Тут, как мы можем себе вообразить, художник постмодерна дошел до точки, в которой у него возникает желание выразить свое недовольство тем, что влечет за собой погружение в постмодернистское творчество: кругом одни только маски и отсутствие аутентичности, всепроникающая ирония и леса кавычек. Но с одной изюминкой: Боуи часто добавляет в свой репертуар высказывания от лица духовно неудовлетворенного постмодернистского художника, размышляющего над экзистенциальными последствиями карьеры хамелеона.

Эта саморефлексия часто выражалась в трагикомически саморазрушительных терминах:

Я просто езжу кругами по подземному гаражу. Должно быть, стрелка уже на 150. О, но я всегда разбиваюсь в одной и той же машине, Я всегда разбиваюсь в одной и той же машине.

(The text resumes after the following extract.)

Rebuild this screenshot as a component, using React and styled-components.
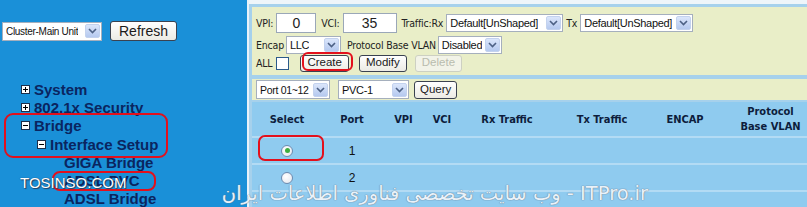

Возможно, это очередной акт исчезновения еще одной маски. Возможно, Боуи играл постмодернистского персонажа — назовем его «Дэвид Боуи», — который просил топор, чтобы пробить стену между своими ролями и реальным «я», стоящим за ними. Но у Дэвида Боуи не было топора, не было пути к себе — у него не было ничего, кроме маскарада. Предвосхитив возможность, предоставленную каждому современным интернетом, участвовать в маскараде киберпространства, он превратил маски в человека и бесконечно вставал между нами и тем, что оставалось скрытым. Если, конечно, скрытое имело место. Ведь не исключено, что настоящий Дэвид Боуи просто хорошо защищал свою частную жизнь.

II

Так же как Дэвид Локк и Дэвид Боуи, Синди Шерман в середине семидесятых занималась исчезновениями. В то время как Боуи был хамелеоном, а Локк — постколониальным репортером, избавляющимся от своего прошлого, Шерман была художницей-фотографом, снимавшей себя, прячущейся за перевоплощениями: она исполняла роли персонажей, походящих на кинозвезд предыдущих поколений, таких как Моника Витти, Софи Лорен, Брижит Бардо и Ким Новак. В Complete Untitled Film Stills, серии из шестидесяти девяти черно-белых фотографий, Шерман, очевидно, стремилась ниспровергнуть кинематографические стереотипы о женщинах. «Я чувствую себя анонимной в своих работах, — сказала она. — Когда я смотрю на фотографии, я никогда не вижу на них себя; это не автопортреты. Иногда я исчезаю» [85] .

85

Цит. по: Collins G. A Portraitist’s Romp through Art History // The New York Times. 1 February 1990.